On 22nd December 2021, the DDHH issued a statement expressing solidarity with the Indigenous movement and Leonidas Iza. The coalition said that Guillermo Lasso’s “violent and contemptuous discourse stigmatises the work carried out by social and political leaders, social and Indigenous movements, and makes unfounded and reckless attacks against Leonidas Iza.”

Lasso repeated his statements in a programme aired on 4th January 2022, calling Iza “an enemy of Ecuadorean democracy.”

On 27th January 2022, Ecuador’s Constitutional Court confirmed the violation “of the rights to prior consultation, to nature, water, a healthy environment, culture and territory, as well as comprehensive reparation measures”, regarding the A’i Cofán Indigenous people of the Sinangoe community in relation to mining concessions that affected their ancestral territory without their free, prior and informed consent. In their ruling, the country’s highest court reaffirmed the state’s obligations in consultation processes on plans and projects that affect Indigenous peoples’ rights and interests.

Indigenous communities and organisations have led the international campaign “Who Should Decide?”. Just days before this court ruling, they delivered more than 365,000 signatures to the Constitutional Court asking the Court to protect the right of Indigenous peoples to decide on the future of their ancestral territories.
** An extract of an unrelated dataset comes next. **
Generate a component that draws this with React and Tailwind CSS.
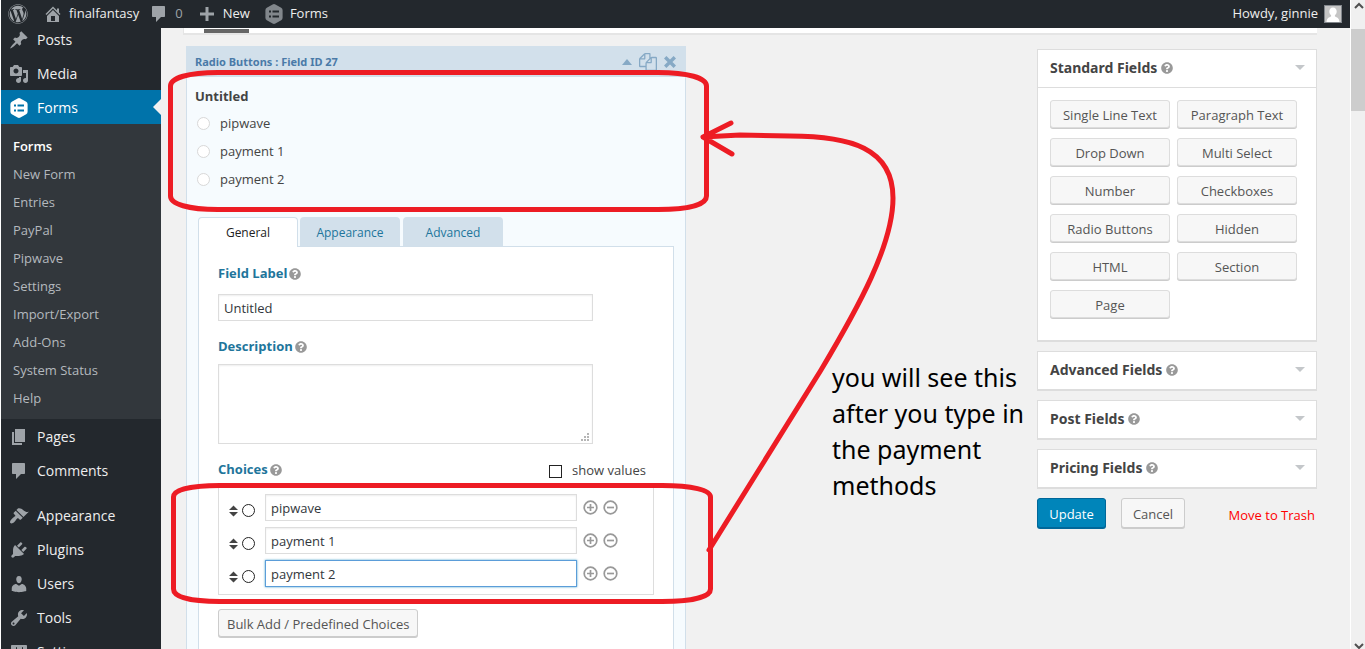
import { FaWordpress, FaQuestionCircle } from "react-icons/fa";

const PATHS = {
  post: "M10.44 3.02l1.82-1.82 6.36 6.35-1.83 1.82c-1.05-.68-2.48-.57-3.41.36l-.75.75c-.92.93-1.04 2.35-.35 3.41l-1.83 1.82-2.41-2.41-2.8 2.79c-.42.42-3.38 2.71-3.8 2.29s1.86-3.39 2.28-3.81l2.79-2.79L4.1 9.36l1.83-1.82c1.05.69 2.48.57 3.4-.36l.75-.75c.93-.92 1.05-2.35.36-3.41z",
  media: "M13 11V4c0-.55-.45-1-1-1h-1.67L9 1H5L3.67 3H2c-.55 0-1 .45-1 1v7c0 .55.45 1 1 1h10c.55 0 1-.45 1-1zM7 4.5c1.38 0 2.5 1.12 2.5 2.5S8.38 9.5 7 9.5 4.5 8.38 4.5 7 5.62 4.5 7 4.5zM14 6h5v10.5c0 1.38-1.12 2.5-2.5 2.5S14 17.88 14 16.5s1.12-2.5 2.5-2.5c.17 0 .34.02.5.05V9h-3V6zm-4 8.05V13h2v3.5c0 1.38-1.12 2.5-2.5 2.5S7 17.88 7 16.5 8.12 14 9.5 14c.17 0 .34.02.5.05z",
  page: "M6 15V2h10v13H6zm-1 1h8v2H3V5h2v11z",
  comments: "M4 2h11c.6 0 1 .4 1 1v9c0 .6-.4 1-1 1h-3l-5 5v-5H4c-.6 0-1-.4-1-1V3c0-.6.4-1 1-1z",
  appearance: "M14.48 11.06L7.41 3.99l1.5-1.5c.5-.56 2.3-.47 3.51.32 1.21.8 1.43 1.28 2.91 2.1 1.18.64 2.45 1.26 4.45.85zm-.71.71L6.7 4.7 4.93 6.47c-.39.39-.39 1.02 0 1.41l1.06 1.06c.39.39.39 1.03 0 1.42-.6.6-1.43 1.11-2.21 1.69-.35.26-.7.53-1.01.84C1.43 14.23.4 16.08 1.4 17.07c.99 1 2.84-.03 4.18-1.36.31-.31.58-.66.85-1.02.57-.78 1.08-1.61 1.69-2.21.39-.39 1.02-.39 1.41 0l1.06 1.06c.39.39 1.02.39 1.41 0z",
  plugins: "M13.11 4.36L9.87 7.6 8 5.73l3.24-3.24c.35-.34 1.05-.2 1.56.32.52.51.66 1.21.31 1.55zm-8 1.77l.91-1.12 9.01 9.01-1.19.84c-.71.71-2.63 1.16-3.82 1.16H6.14L4.9 17.26c-.59.59-1.54.59-2.12 0-.59-.58-.59-1.53 0-2.12l1.24-1.24v-3.88c0-1.13.4-3.19 1.09-3.89zm7.26 3.97l3.24-3.24c.34-.35 1.04-.21 1.55.31.52.51.66 1.21.31 1.55l-3.24 3.25z",
  users: "M10 9.25c-2.27 0-2.73-3.44-2.73-3.44C7 4.02 7.82 2 9.97 2c2.16 0 2.98 2.02 2.71 3.81 0 0-.41 3.44-2.68 3.44zm0 2.57L12.72 10c2.39 0 4.52 2.33 4.52 4.53v2.49s-3.65 1.13-7.24 1.13c-3.65 0-7.24-1.13-7.24-1.13v-2.49c0-2.25 1.94-4.48 4.47-4.48z",
  tools: "M16.68 9.77c-1.34 1.34-3.3 1.67-4.95.99l-5.41 6.52c-.99.99-2.59.99-3.58 0s-.99-2.59 0-3.57l6.52-5.42c-.68-1.65-.35-3.61.99-4.95 1.28-1.28 3.12-1.62 4.72-1.06l-2.89 2.89 2.82 2.82 2.86-2.87c.53 1.58.18 3.39-1.08 4.65zM3.81 16.21c.4.39 1.04.39 1.43 0 .4-.4.4-1.04 0-1.43-.39-.4-1.03-.4-1.43 0-.39.39-.39 1.03 0 1.43z",
  settings: "M18 16V4c0-.55-.45-1-1-1H3c-.55 0-1 .45-1 1v12c0 .55.45 1 1 1h14c.55 0 1-.45 1-1zM8 11h1c.55 0 1 .45 1 1s-.45 1-1 1H8v1.5c0 .28-.22.5-.5.5s-.5-.22-.5-.5V13H6c-.55 0-1-.45-1-1s.45-1 1-1h1V5.5c0-.28.22-.5.5-.5s.5.22.5.5V11zm5-2h-1c-.55 0-1-.45-1-1s.45-1 1-1h1V5.5c0-.28.22-.5.5-.5s.5.22.5.5V7h1c.55 0 1 .45 1 1s-.45 1-1 1h-1v5.5c0 .28-.22.5-.5.5s-.5-.22-.5-.5V9z",
  home: "M16 8.5l1.53 1.53-1.06 1.06L10 4.6l-6.47 6.49-1.06-1.06L10 2.5l4 4v-2h2v4zm-6-2.46l6 5.99V18H4v-5.97zM12 17v-5H8v5h4z",
  plus: "M8.5 3h3v5.5H17v3h-5.5V17h-3v-5.5H3v-3h5.5z",
  forms: "M8.6.5q1.4-.8 2.8 0l5.8 3.3q1.4.8 1.4 2.4v7.6q0 1.6-1.4 2.4l-5.8 3.3q-1.4.8-2.8 0l-5.8-3.3q-1.4-.8-1.4-2.4V6.2q0-1.6 1.4-2.4zM5 6.5v2h2v-2zm3.5 0v2H15v-2zM5 11.5v2h2v-2zm3.5 0v2H15v-2z",
};

function Icon({ name, className = "" }) {
  return (
    <svg viewBox="0 0 20 20" className={`size-5 shrink-0 fill-current ${className}`} aria-hidden="true">
      <path fillRule="evenodd" d={PATHS[name]} />
    </svg>
  );
}

function Help() {
  return <FaQuestionCircle className="size-3 shrink-0 text-[#999]" aria-hidden="true" />;
}

function MenuItem({ icon, label, current }) {
  return (
    <li className={`relative ${current ? "bg-[#0073aa] text-white" : "text-[#eee]"}`}>
      <a href="#" className="flex h-[34px] items-center gap-2 pt-0.5 pl-2 text-sm">
        <Icon name={icon} className={current ? "text-white" : "text-[#9ea3a8]"} />
        {label}
      </a>
      {current && (
        <span className="absolute top-[9px] right-0 border-8 border-transparent border-r-[#f1f1f1]" />
      )}
    </li>
  );
}

const SUBMENU = ["New Form", "Entries", "PayPal", "Pipwave", "Settings", "Import/Export", "Add-Ons", "System Status", "Help"];

function Sidebar() {
  return (
    <nav className="w-40 shrink-0 overflow-hidden bg-[#23282d]" aria-label="Admin menu">
      <ul className="-mt-1.5">
        <MenuItem icon="post" label="Posts" />
        <MenuItem icon="media" label="Media" />
        <MenuItem icon="forms" label="Forms" current />
        <li>
          <ul className="bg-[#32373c] pt-2 pb-[7px] text-[13px] leading-7 text-[#b4b9be]">
            <li><a href="#" className="block pl-3 font-semibold text-white">Forms</a></li>
            {SUBMENU.map((s) => (
              <li key={s}><a href="#" className="block pl-3">{s}</a></li>
            ))}
          </ul>
        </li>
        <MenuItem icon="page" label="Pages" />
        <MenuItem icon="comments" label="Comments" />
        <li className="h-[11px]" aria-hidden="true" />
        <MenuItem icon="appearance" label="Appearance" />
        <MenuItem icon="plugins" label="Plugins" />
        <MenuItem icon="users" label="Users" />
        <MenuItem icon="tools" label="Tools" />
        <MenuItem icon="settings" label="Settings" />
      </ul>
    </nav>
  );
}

function AdminBar() {
  return (
    <header className="flex h-7 shrink-0 items-center bg-[#23282d] pr-2 pl-[7px] text-[13px] text-[#eee]">
      <a href="#" aria-label="WordPress" className="mr-[15px]"><FaWordpress className="size-5 text-[#9ea3a8]" /></a>
      <a href="#" className="mr-2.5 flex items-center gap-1.5">
        <Icon name="home" className="text-[#9ea3a8]" />finalfantasy
      </a>
      <a href="#" className="mr-3.5 flex items-center gap-1.5 text-[#9ea3a8]"><Icon name="comments" />0</a>
      <a href="#" className="mr-3.5 flex items-center gap-1.5">
        <Icon name="plus" className="text-[#9ea3a8]" />New
      </a>
      <a href="#" className="flex items-center gap-1.5"><Icon name="forms" className="text-[#82878c]" />Forms</a>
      <a href="#" className="ml-auto flex items-center gap-1.5">
        Howdy, ginnie
        <svg viewBox="0 0 18 18" className="size-[18px]" aria-hidden="true">
          <rect width="18" height="18" fill="#82878c" />
          <rect x="1" y="1" width="16" height="16" fill="#c5c5c5" />
          <path fill="#fff" d="M9 2.5c2.4 0 3.7 1.8 3.7 4 0 1.6-.8 3-1.8 3.7v1.3c2 .8 4.3 1.5 4.6 5.5h-13c.3-4 2.6-4.7 4.6-5.5v-1.3c-1-.7-1.8-2.1-1.8-3.7 0-2.2 1.3-4 3.7-4z" />
        </svg>
      </a>
    </header>
  );
}

const FIELD = "border bg-white px-[5px] text-[13px] text-[#32373c] outline-none";
const FIELD_IDLE = "border-[#ddd] shadow-[inset_0_1px_2px_rgba(0,0,0,0.07)]";
const FIELD_FOCUS = "border-[#5b9dd9] shadow-[0_0_2px_rgba(30,140,190,0.8)]";
const BUTTON = "rounded-[3px] border border-[#ccc] bg-[#f7f7f7] text-[13px] text-[#555] shadow-[0_1px_0_#ccc]";

function FieldPreview() {
  return (
    <div role="radiogroup" aria-labelledby="preview-title" className="h-[140px] px-2 pt-[9px]">
      <p id="preview-title" className="text-[13px] leading-5 font-bold text-[#444]">Untitled</p>
      <div className="pt-1">
        {["pipwave", "payment 1", "payment 2"].map((o) => (
          <label key={o} className="flex h-7 items-center gap-2.5 pl-0.5 text-[13px] text-[#444]">
            <input type="radio" name="preview" className="mb-0.5 size-[13px] appearance-none rounded-full border border-[#d8d8d8] bg-white" />
            {o}
          </label>
        ))}
      </div>
    </div>
  );
}

function Choice({ value, focused }) {
  return (
    <li className="flex h-[27px] items-center">
      <svg viewBox="0 0 9 12" className="mt-1.5 h-3 w-[9px] fill-[#444]" aria-hidden="true">
        <path d="M4.5 0.5L9 5H0zM0 7h9l-4.5 4.5z" />
      </svg>
      <input type="radio" name="default-choice" aria-label={`Default ${value}`} className="mt-1.5 ml-1 size-[13px] appearance-none rounded-full border border-[#222] bg-white" />
      <input
        type="text"
        aria-label="Choice label"
        defaultValue={value}
        className={`${FIELD} ml-2.5 h-[27px] w-[312px] ${focused ? FIELD_FOCUS : FIELD_IDLE}`}
      />
      <div className="ml-1.5 flex gap-[5px]">
        {[["Add choice", "M7.5 4v7M4 7.5h7"], ["Remove choice", "M4 7.5h7"]].map(([label, d]) => (
          <button key={label} type="button" aria-label={label}>
            <svg viewBox="0 0 15 15" className="size-[15px] fill-none stroke-[#999]" strokeWidth="1.7">
              <circle cx="7.5" cy="7.5" r="6.3" />
              <path d={d} />
            </svg>
          </button>
        ))}
      </div>
    </li>
  );
}

const LABEL = "flex h-5 items-center gap-0.5 pt-0.5 text-[13px] font-bold text-[#21759b]";
const TAB = "h-[29px] w-[100px] rounded-t bg-[#d2e0eb] pt-0.5 text-[#21759b]";

function FieldEditor() {
  return (
    <section className="w-[500px] shrink-0">
      <div className="flex h-[31px] items-center gap-[7px] border-b border-[#d1dfea] bg-[#d2e0eb] pt-0.5 pr-2.5 pl-[9px] text-[#86a9c5]">
        <h2 className="flex-1 font-['Noto_Sans',sans-serif] text-[11px] font-bold text-[#4a7aa8]">Radio Buttons : Field ID 27</h2>
        <button type="button" aria-label="Collapse"><svg viewBox="0 0 10 6" className="h-1.5 w-2.5 fill-current"><path d="M5 0l5 6H0z" /></svg></button>
        <button type="button" aria-label="Duplicate">
          <svg viewBox="0 0 1792 1792" className="size-[18px] fill-current">
            <path d="M1696 384q40 0 68 28t28 68v1216q0 40-28 68t-68 28h-960q-40 0-68-28t-28-68v-288h-544q-40 0-68-28t-28-68v-672q0-40 20-88t48-76l408-408q28-28 76-48t88-20h416q40 0 68 28t28 68v328q68-40 128-40h416zm-544 213l-299 299h299v-299zm-640-384l-299 299h299v-299zm196 647l316-316v-416h-384v416q0 40-28 68t-68 28h-416v640h512v-256q0-40 20-88t48-76zm956 804v-1152h-384v416q0 40-28 68t-68 28h-416v640h896z" />
          </svg>
        </button>
        <button type="button" aria-label="Delete">
          <svg viewBox="0 0 12 12" className="size-3 fill-none stroke-current" strokeWidth="3.4"><path d="M1.2 1.2l9.6 9.6M10.8 1.2l-9.6 9.6" /></svg>
        </button>
      </div>
      <div className="border-x border-[#d1dfea] bg-[#f6fbfe]">
        <FieldPreview />
        <div className="px-[11px]">
          <div className="flex gap-[3px] text-xs" role="tablist">
            <button type="button" role="tab" aria-selected="true" className="-mr-px -mb-px h-[30px] w-[100px] rounded-t border border-b-0 border-[#d1dfea] bg-white text-[#222]">General</button>
            <button type="button" role="tab" aria-selected="false" className={TAB}>Appearance</button>
            <button type="button" role="tab" aria-selected="false" className={TAB}>Advanced</button>
          </div>
          <div className="border border-[#d1dfea] bg-white px-[19px] pt-4 pb-10">
            <label htmlFor="field-label" className={LABEL}>Field Label <Help /></label>
            <input id="field-label" type="text" defaultValue="Untitled" className={`${FIELD} ${FIELD_IDLE} mt-[11px] block h-[27px] w-[375px]`} />
            <label htmlFor="description" className={`${LABEL} mt-[15px]`}>Description <Help /></label>
            <div className="relative mt-2 w-[375px]">
              <textarea id="description" className={`${FIELD} ${FIELD_IDLE} block h-20 w-full resize-none`} />
              <svg viewBox="0 0 8 8" className="absolute right-1 bottom-[3px] size-2 fill-[#b5b5b5]" aria-hidden="true">
                <path d="M6 0h2v2H6zM3 3h2v2H3zM6 3h2v2H6zM0 6h2v2H0zM3 6h2v2H3zM6 6h2v2H6z" />
              </svg>
            </div>
            <div className="mt-[15px] flex h-5 items-center justify-between pr-2">
              <span className={LABEL}>Choices <Help /></span>
              <label className="flex items-center gap-2.5 pt-1 text-[13px] text-[#444]">
                <input type="checkbox" className="size-[13px] appearance-none border border-[#222] bg-white" />
                show values
              </label>
            </div>
            <ul className="mt-2 flex w-[436px] flex-col gap-1.5 border border-[#ddd] px-2.5 pt-1.5 pb-[7px]">
              <Choice value="pipwave" />
              <Choice value="payment 1" />
              <Choice value="payment 2" focused />
            </ul>
            <button type="button" className={`${BUTTON} mt-3.5 h-7 px-2 pt-1`}>Bulk Add / Predefined Choices</button>
          </div>
        </div>
      </div>
    </section>
  );
}

const STANDARD = ["Single Line Text", "Paragraph Text", "Drop Down", "Multi Select", "Number", "Checkboxes", "Radio Buttons", "Hidden", "HTML", "Section", "Page"];

function Panel({ title, children }) {
  return (
    <section className="border border-b-2 border-[#ddd] bg-white">
      <div className="flex h-[37px] items-center gap-1 pr-[11px] pb-0.5 pl-3">
        <h3 className="font-['Noto_Sans',sans-serif] text-sm font-bold text-[#444]">{title}</h3>
        <Help />
        <button type="button" aria-label={`Toggle ${title}`} className="ml-auto">
          <svg viewBox="0 0 10 5" className="h-[5px] w-2.5 fill-[#c4c7ca]"><path d="M0 0h10L5 5z" /></svg>
        </button>
      </div>
      {children}
    </section>
  );
}

function FieldPanels() {
  return (
    <aside className="mt-[3px] flex w-[280px] shrink-0 flex-col gap-[9px]">
      <Panel title="Standard Fields">
        <div className="grid grid-cols-2 gap-x-[7px] gap-y-[10px] border-t border-[#ddd] pt-3 pr-[19px] pb-[22px] pl-3">
          {STANDARD.map((f) => (
            <button key={f} type="button" className="h-7 rounded-[3px] border border-[#ddd] bg-[#f7f7f7] pt-1 text-[13px] text-[#555] shadow-[0_1px_0_#ccc]">{f}</button>
          ))}
        </div>
      </Panel>
      <Panel title="Advanced Fields" />
      <Panel title="Post Fields" />
      <Panel title="Pricing Fields" />
      <div className="flex items-center pr-0.5">
        <button type="button" className="h-[30px] w-[69px] rounded-[3px] border border-[#006799] bg-[#0085ba] pt-1 text-[13px] text-white shadow-[0_1px_0_#006799]">Update</button>
        <button type="button" className={`${BUTTON} ml-[15px] h-[30px] w-16 pt-1`}>Cancel</button>
        <a href="#" className="ml-auto pt-1.5 text-[13px] text-[#f00]">Move to Trash</a>
      </div>
    </aside>
  );
}

function PageScrollbar() {
  return (
    <div className="flex w-[15px] shrink-0 flex-col items-center border-l border-white bg-[#f0f0f0]" aria-hidden="true">
      <svg viewBox="0 0 14 29" className="h-[29px] w-3.5 fill-none stroke-[#505050]" strokeWidth="2"><path d="M4 8l4-4 4 4" /></svg>
      <div className="h-[82px] w-full bg-[#cdcdcd]" />
      <svg viewBox="0 0 14 10" className="mt-auto h-2.5 w-3.5 fill-none stroke-[#505050]" strokeWidth="2"><path d="M4 5l4 4 4-4" /></svg>
    </div>
  );
}

function Annotations() {
  return (
    <div className="pointer-events-none absolute inset-0">
      <svg viewBox="0 0 1365 649" className="h-[649px] w-[1365px] fill-none stroke-[#ed1c24]" strokeWidth="5" strokeLinecap="round" strokeLinejoin="round" aria-hidden="true">
        <path d="M218 72.5H658C688 72.5 706.5 78 706.5 86V196C706.5 205 688 209.5 658 209.5H218C188 209.5 170.5 204 170.5 196V86C170.5 78 188 72.5 218 72.5Z" />
        <path d="M220 485.5H662C692 485.5 710.5 490 710.5 497V589C710.5 597 692 601.5 662 601.5H220C190 601.5 173.5 597 173.5 589V497C173.5 490 190 485.5 220 485.5Z" />
        <path d="M709 550L821 370C858 308 893 245 893 198C893 148 850 136 790 136L740 135L703 137M731 123L703 137L732 154" />
      </svg>
      <p className="absolute top-[359px] left-[832px] w-[200px] font-['Noto_Sans',sans-serif] text-[25px] leading-9 text-black">
        you will see this<br />after you type in<br />the payment<br />methods
      </p>
    </div>
  );
}

export default function App() {
  return (
    <div className="relative flex h-screen overflow-hidden bg-white pl-px font-['Open_Sans','Noto_Sans',sans-serif]">
      <div className="flex min-w-0 flex-1 flex-col">
        <AdminBar />
        <div className="flex min-h-0 flex-1">
          <Sidebar />
          <main className="min-w-0 flex-1 overflow-hidden bg-[#f1f1f1] pr-[33px] pl-[22px]">
            <div className="h-[7px] border-b-2 border-l border-[#e5e5e5] bg-white pl-5">
              <div className="h-[5px] w-[45px] border-t border-white bg-[#666]" />
            </div>
            <div className="mt-[11px] flex items-start justify-between pl-[3px]">
              <FieldEditor />
              <FieldPanels />
            </div>
          </main>
        </div>
      </div>
      <PageScrollbar />
      <Annotations />
    </div>
  );
}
International group Amazon Frontlines said that the Constitutional Court ruling recognises “for the first time, the right of Indigenous communities to have the final decision over oil, mining and other extractive projects that affect their lands.” The organisation also evaluated that Ecuador “now has one of the most powerful legal precedents in the world on the internationally recognised right of Indigenous peoples to Free, Prior and Informed Consent.”